Entramos hace algunos años en una espiral de desencuentros políticos que nos llevó a contar cada vez con menos nociones comunes. La culpa no es entonces sólo de nuestro sistema político, sino también -y sobre todo- de nuestra cultura política. Nos fuimos acostumbrando a estirar el elástico de lo que comprendíamos por democracia, libertad de expresión, nación, estado de derecho, violencia, terrorismo y así un largo etcétera.
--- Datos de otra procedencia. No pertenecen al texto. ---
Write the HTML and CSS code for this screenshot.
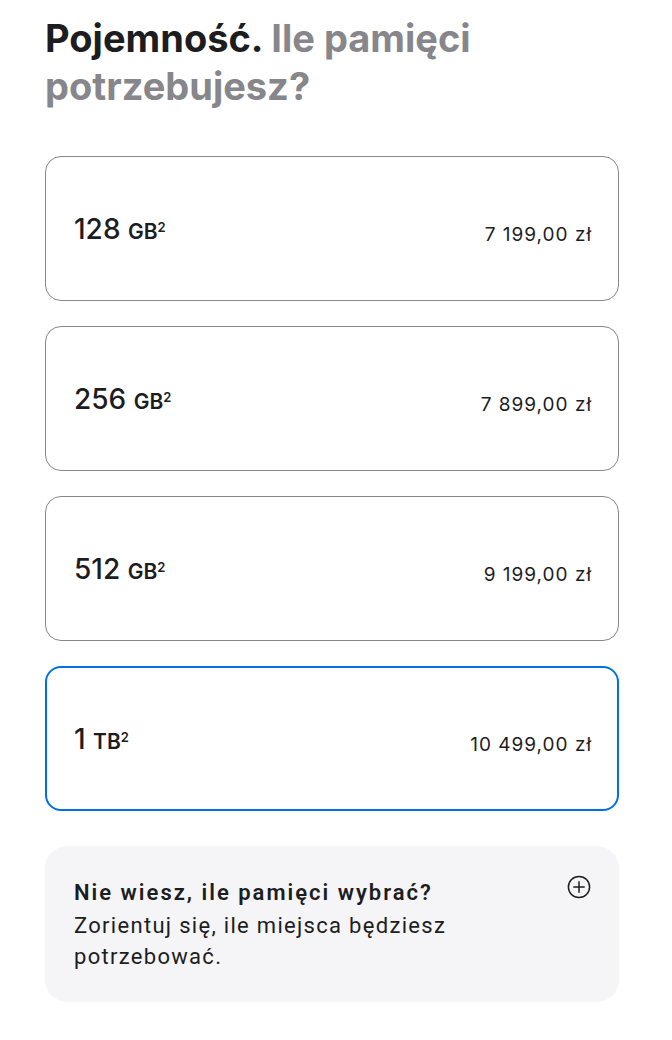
FILE: index.html
```html
<!DOCTYPE html>
<html lang="pl">
<head>
  <meta charset="utf-8">
  <title>Pojemność</title>
  <link rel="stylesheet" href="styles.css">
</head>
<body>
  <section class="capacity">
    <h2 class="capacity-title">Pojemność. <span class="muted">Ile pamięci potrzebujesz?</span></h2>

    <div class="options">
      <label class="option">
        <span class="size">128 <span class="unit">GB<sup>2</sup></span></span>
        <span class="price">7 199,00 zł</span>
      </label>
      <label class="option">
        <span class="size">256 <span class="unit">GB<sup>2</sup></span></span>
        <span class="price">7 899,00 zł</span>
      </label>
      <label class="option">
        <span class="size">512 <span class="unit">GB<sup>2</sup></span></span>
        <span class="price">9 199,00 zł</span>
      </label>
      <label class="option selected">
        <span class="size">1 <span class="unit">TB<sup>2</sup></span></span>
        <span class="price">10 499,00 zł</span>
      </label>
    </div>

    <div class="help">
      <div class="help-text">
        <p class="help-title">Nie wiesz, ile pamięci wybrać?</p>
        <p>Zorientuj się, ile miejsca będziesz potrzebować.</p>
      </div>
      <svg class="plus" width="24" height="24" viewBox="0 0 24 24" aria-hidden="true">
        <circle cx="12" cy="12" r="10.6" fill="none" stroke="#1d1d1f" stroke-width="1.5"/>
        <path d="M12 6.8v10.4M6.8 12h10.4" stroke="#1d1d1f" stroke-width="1.5" stroke-linecap="round"/>
      </svg>
    </div>
  </section>
</body>
</html>
```

FILE: styles.css
```css
body {
  margin: 0;
  background: #fff;
  color: #1d1d1f;
  font-family: Inter, "Liberation Sans", sans-serif;
}

.capacity {
  width: 574px;
  padding: 14px 0 40px 45px;
}

.capacity-title {
  margin: 0 0 46px;
  font-size: 38px;
  line-height: 48px;
  font-weight: 700;
  letter-spacing: 0;
}

.muted {
  color: #86868b;
}

.options {
  display: flex;
  flex-direction: column;
  gap: 25px;
}

.option {
  display: flex;
  align-items: center;
  justify-content: space-between;
  height: 143px;
  padding: 0 27px 0 28px;
  border: 1px solid #86868b;
  border-radius: 16px;
}

.option.selected {
  height: 141px;
  padding: 0 26px 0 27px;
  border: 2px solid #0071e3;
}

.size {
  font-size: 28px;
  font-weight: 500;
}

.unit {
  font-size: 21px;
  font-weight: 600;
}

.unit sup {
  font-size: 13px;
  vertical-align: 7px;
}

.price {
  padding-top: 12px;
  font-size: 19px;
  letter-spacing: 1px;
  margin-right: -1px;
}

.help {
  display: flex;
  justify-content: space-between;
  align-items: flex-start;
  margin-top: 35px;
  padding: 31px 28px 30px 29px;
  background: #f5f5f7;
  border-radius: 22px;
  font-family: Roboto, "Liberation Sans", sans-serif;
}

.help-text {
  width: 470px;
}

.help p {
  margin: 0;
  font-size: 22px;
  line-height: 31px;
  letter-spacing: 1.3px;
}

.help .help-title {
  margin-bottom: 2px;
  font-weight: 600;
  letter-spacing: 2px;
}

.plus {
  margin-top: -2px;
}
```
Así como el significado de una palabra puede interpretarse, los contenidos de los acuerdos también. Y en eso están algunos sectores de izquierda, jugando a reinterpretar los contenidos de aquello que supuestamente se daba por entendido. La crisis por la que atravesamos importa en su seno la ausencia de límites. Lamentablemente, es el precio a pagar por habernos vuelto tan dóciles ante retóricas que, precisamente porque escondían su desprecio por la democracia, nunca debimos aceptar.